Since contestation is healthy and happening within agronomy, can we conclude that the discipline is sufficiently “fit” to meet the great expectation of sustainably feeding a rapidly growing world population? Not quite. We are deeply disturbed by some of the ways that contestation is being pursued, and what these say about the current state and possible futures of the field of development-oriented agronomy. Publically funded, international networks act as gatekeepers, refusing to distribute research that contradicts or calls into question the technology or system they promote. Articles masquerading as scientific papers are published in peer-reviewed agronomy journals, but they make no reference to a significant and publically-available body of contradictory or complicating evidence. In effect, inconvenient evidence is “blanked”. For example, a recent high profile publication on a rice management system stated that its objective was to review “the scientific literature that supports…” (emphasis added). Is such a selective approach not a wholly unscientific way of engaging with the scientific literature and furthering constructive debate?

Turning up the heat in agronomy

We believe there is a critically important job to be done in analysing and opening to scrutiny the whys and wherefores of growing contestation within contemporary development-oriented agronomy. It is this belief that motivated us to organise the upcoming Contested Agronomy conference.(Read the framing paper: Knowledge politics in development-oriented agronomy (PDF).)

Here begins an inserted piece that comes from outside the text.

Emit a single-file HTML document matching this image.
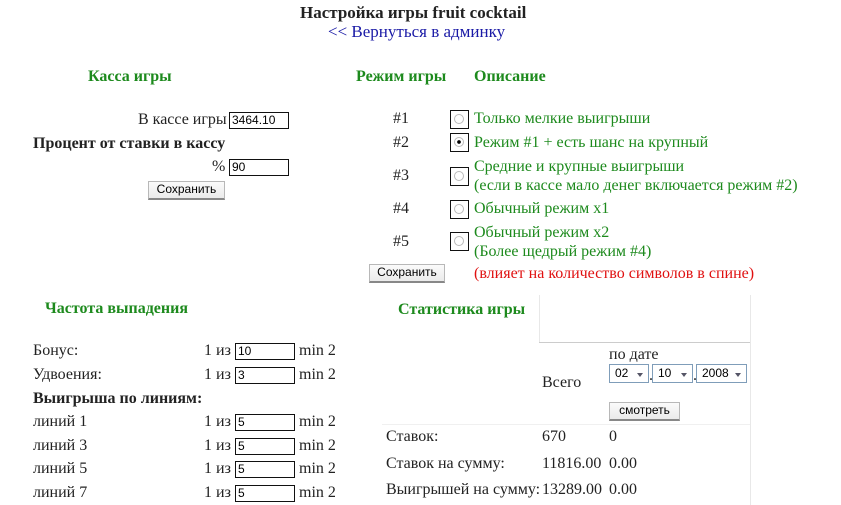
<!DOCTYPE html>
<html><head><meta charset="utf-8"><style>
body{margin:0;width:841px;height:505px;background:#fff;font-family:"Liberation Serif","DejaVu Serif",serif;font-size:16px;color:#222;position:relative;overflow:hidden}
.a{position:absolute;line-height:18px;white-space:nowrap}
.g{color:#1d8a1d}
.b{font-weight:bold}
.in{position:absolute;border:1px solid #111;background:#fff;font-family:"Liberation Sans",sans-serif;font-size:12px;line-height:15px;padding-left:2px;box-sizing:border-box;color:#000}
.btn{position:absolute;border:1px solid #b8b8b8;border-bottom:2px solid #888;background:linear-gradient(#fbfbfb,#ebebeb);font-family:"Liberation Sans",sans-serif;font-size:12px;text-align:center;box-sizing:border-box;line-height:15px;color:#000}
.rb{position:absolute;width:19px;height:19px;border:1px solid #111;box-sizing:border-box;background:#fff}
.rb i{position:absolute;left:3px;top:3px;width:10px;height:10px;border-radius:50%;border:1px solid #bbb;box-sizing:border-box}
.sel{position:absolute;height:19px;border:1px solid #7f9db9;box-sizing:border-box;font-family:"Liberation Sans",sans-serif;font-size:12px;line-height:17px;padding-left:5px;color:#000}
.sel:after{content:"";position:absolute;right:5px;top:8px;border:3.5px solid transparent;border-top:4px solid #556;}
.ln{position:absolute;background:#e8e8e8}
</style></head><body>
<div class="a b" style="left:300px;top:4px;font-size:17px;color:#222">Настройка игры fruit cocktail</div>
<div class="a" style="left:328px;top:23px;color:#1a1aa6;font-size:17px">&lt;&lt; Вернуться в админку</div>

<div class="a g b" style="left:88px;top:68px">Касса игры</div>
<div class="a g b" style="left:356px;top:68px">Режим игры</div>
<div class="a g b" style="left:474px;top:68px">Описание</div>

<div class="a" style="left:138px;top:111px">В кассе игры</div>
<div class="in" style="left:229px;top:112px;width:60px;height:17px">3464.10</div>
<div class="a b" style="left:33px;top:135px">Процент от ставки в кассу</div>
<div class="a" style="left:212px;top:158px">%</div>
<div class="in" style="left:229px;top:159px;width:60px;height:17px">90</div>
<div class="btn" style="left:148px;top:181px;width:77px;height:19px">Сохранить</div>

<div class="a" style="left:393px;top:110px">#1</div>
<div class="a" style="left:393px;top:134px">#2</div>
<div class="a" style="left:393px;top:167px">#3</div>
<div class="a" style="left:393px;top:200px">#4</div>
<div class="a" style="left:393px;top:233px">#5</div>
<div class="rb" style="left:450px;top:110px"><i></i></div>
<div class="rb" style="left:450px;top:133px"><i style="background:radial-gradient(#000 30%,transparent 35%)"></i></div>
<div class="rb" style="left:450px;top:167px"><i></i></div>
<div class="rb" style="left:450px;top:200px"><i></i></div>
<div class="rb" style="left:450px;top:232px"><i></i></div>
<div class="a g" style="left:474px;top:110px">Только мелкие выигрыши</div>
<div class="a g" style="left:474px;top:134px">Режим #1 + есть шанс на крупный</div>
<div class="a g" style="left:474px;top:158px">Средние и крупные выигрыши</div>
<div class="a g" style="left:474px;top:177px">(если в кассе мало денег включается режим #2)</div>
<div class="a g" style="left:474px;top:200px">Обычный режим x1</div>
<div class="a g" style="left:474px;top:224px">Обычный режим x2</div>
<div class="a g" style="left:474px;top:243px">(Более щедрый режим #4)</div>
<div class="btn" style="left:369px;top:264px;width:76px;height:19px">Сохранить</div>
<div class="a" style="left:474px;top:265px;color:#e01010">(влияет на количество символов в спине)</div>

<div class="a g b" style="left:45px;top:300px">Частота выпадения</div>
<div class="a" style="left:33px;top:342px">Бонус:</div>
<div class="a" style="left:33px;top:366px">Удвоения:</div>
<div class="a b" style="left:33px;top:390px">Выигрыша по линиям:</div>
<div class="a" style="left:33px;top:413px">линий 1</div>
<div class="a" style="left:33px;top:437px">линий 3</div>
<div class="a" style="left:33px;top:460px">линий 5</div>
<div class="a" style="left:33px;top:484px">линий 7</div>
<div class="a" style="left:204px;top:342px">1 из</div><div class="in" style="left:235px;top:343px;width:60px;height:17px">10</div><div class="a" style="left:299px;top:342px">min 2</div>
<div class="a" style="left:204px;top:366px">1 из</div><div class="in" style="left:235px;top:367px;width:60px;height:17px">3</div><div class="a" style="left:299px;top:366px">min 2</div>
<div class="a" style="left:204px;top:413px">1 из</div><div class="in" style="left:235px;top:414px;width:60px;height:17px">5</div><div class="a" style="left:299px;top:413px">min 2</div>
<div class="a" style="left:204px;top:437px">1 из</div><div class="in" style="left:235px;top:438px;width:60px;height:17px">5</div><div class="a" style="left:299px;top:437px">min 2</div>
<div class="a" style="left:204px;top:460px">1 из</div><div class="in" style="left:235px;top:461px;width:60px;height:17px">5</div><div class="a" style="left:299px;top:460px">min 2</div>
<div class="a" style="left:204px;top:484px">1 из</div><div class="in" style="left:235px;top:485px;width:60px;height:17px">5</div><div class="a" style="left:299px;top:484px">min 2</div>

<div class="ln" style="left:539px;top:295px;width:1px;height:48px"></div>
<div class="ln" style="left:539px;top:342px;width:212px;height:1px;background:#ccc"></div>
<div class="ln" style="left:750px;top:295px;width:1px;height:210px"></div>
<div class="ln" style="left:382px;top:424px;width:368px;height:1px;background:#f0f0f0"></div>
<div class="a g b" style="left:398px;top:301px">Статистика игры</div>
<div class="a" style="left:609px;top:346px">по дате</div>
<div class="sel" style="left:609px;top:364px;width:40px">02</div>
<div class="a" style="left:649px;top:367px">.</div>
<div class="sel" style="left:652px;top:364px;width:41px">10</div>
<div class="a" style="left:693px;top:367px">.</div>
<div class="sel" style="left:696px;top:364px;width:51px">2008</div>
<div class="a" style="left:542px;top:374px">Всего</div>
<div class="btn" style="left:609px;top:402px;width:71px;height:19px">смотреть</div>
<div class="a" style="left:386px;top:428px">Ставок:</div>
<div class="a" style="left:542px;top:428px">670</div>
<div class="a" style="left:609px;top:428px">0</div>
<div class="a" style="left:386px;top:455px">Ставок на сумму:</div>
<div class="a" style="left:542px;top:455px">11816.00</div>
<div class="a" style="left:609px;top:455px">0.00</div>
<div class="a" style="left:386px;top:481px">Выигрышей на сумму:</div>
<div class="a" style="left:542px;top:481px">13289.00</div>
<div class="a" style="left:609px;top:481px">0.00</div>
</body></html>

The conference, supported by the ESRC STEPS Centre and hosted by the Institute of Development Studies, the Plant Production Systems Group, Wageningen University and the International Maize and Wheat Improvement Center (CIMMYT), will seek to bring new insights to the understanding of knowledge politics within development-oriented agronomy, and the implications these raise for the discipline and for agricultural and food systems in the developing world.

We offer the figure below to help stimulate the debate. Four bases of contestation are identified: technical, tactical, foundational and personal. The suggestion here is that over the last three decades the basis of contestation within and around publically-funded development-oriented agronomy has moved progressively from left (technique) to right (framing, epistemology, and values).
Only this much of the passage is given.